Elément intentionnel du délit de banqueroute et soustraction consciente aux obligations comptables

Cass. crim., 25 novembre 2020, n°19-85.205

Il résulte de l’article L.654-2 4° et 5° du Code de commerce et de l’article 121-3 du Code pénal que la caractérisation de l’élément intentionnel des délits de banqueroute par absence de comptabilité ou tenue d’une comptabilité manifestement irrégulière suppose la seule conscience de son auteur de se soustraire à ses obligations comptables légales.

En décembre 2008, deux dirigeants d’une société civile immobilière (SCI) ont acquis un terrain, financé en totalité par un découvert en compte d’un montant 1.400.000 euros.

Par un jugement du 15 octobre 2013, une procédure de redressement judiciaire a été ouverte au bénéfice de la SCI et la date de cessation des paiements a été fixée au 13 septembre 2013.

Sur demande du tribunal, un rapport d’expertise comptable a été établi, faisant état de certaines irrégularités.

A l’issue des investigations, les dirigeants de la SCI ont été poursuivis devant le tribunal correctionnel des chefs de banqueroute par emploi de moyens ruineux, tenue irrégulière et absence de comptabilité.

Les juges du premier degré ont reconnu les prévenus coupables du délit de banqueroute pour les faits commis à compter du 21 mai 2012, date à laquelle ils ont retenu l’état de cessation des paiements.

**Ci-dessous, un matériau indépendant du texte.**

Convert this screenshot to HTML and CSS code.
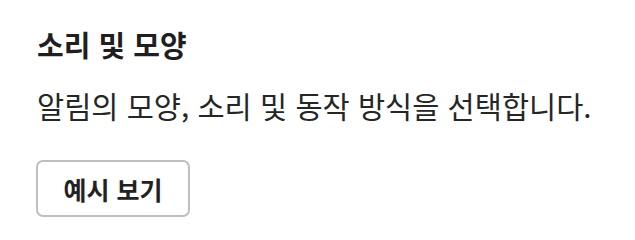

Les dirigeants de la SCI ont interjeté appel du jugement. La Cour d’appel a fait droit à leurs demandes et a prononcé la relaxe au motif que la tenue irrégulière de comptabilité pour l’année 2011, et l’absence totale de comptabilité pour les années 2012 et 2013, s’inscrivaient dans un contexte de conflit entre associés et n’avait pas pour finalité de retarder la constatation de l’état de cessation des paiements ou d’affecter l’actif de la SCI dans des conditions qui allaient la mettre dans l’impossibilité de faire face au passif exigible.

La Cour d’appel a en outre déduit de la personnalité des dirigeants ainsi que de leurs comportements, qu’ils n’avaient pas l’intention de maintenir artificiellement l’activité de la SCI avant la date de cessation des paiements telle que fixée par le tribunal de grande instance.

Par un arrêt en date du 25 novembre 2020, la Cour de cassation a cassé l’arrêt de la Cour d’appel au visa des articles L.654-2 4° et 5° du Code de commerce et l’article 121-3 du Code pénal, lesquels énoncent :

  • « En cas d’ouverture d’une procédure de redressement judiciaire ou de liquidation judiciaire, sont coupables de banqueroute les personnes mentionnées à l’article L.654-1 contre lesquelles a été relevé l’un des faits ci-après : […] 4° Avoir tenu une comptabilité fictive ou fait disparaître des documents comptables de l’entreprise ou de la personne morale ou s’être abstenu de tenir toute comptabilité lorsque les textes applicables en font obligation ; 5° Avoir tenu une comptabilité manifestement incomplète ou irrégulière au regard des dispositions légales. » (Article L.654-2 4° et 5° du Code de commerce) ;
  • « Il n’y a point de crime ou de délit sans intention de le commettre. Toutefois, lorsque la loi le prévoit, il y a délit en cas de mise en danger délibérée de la personne d’autrui.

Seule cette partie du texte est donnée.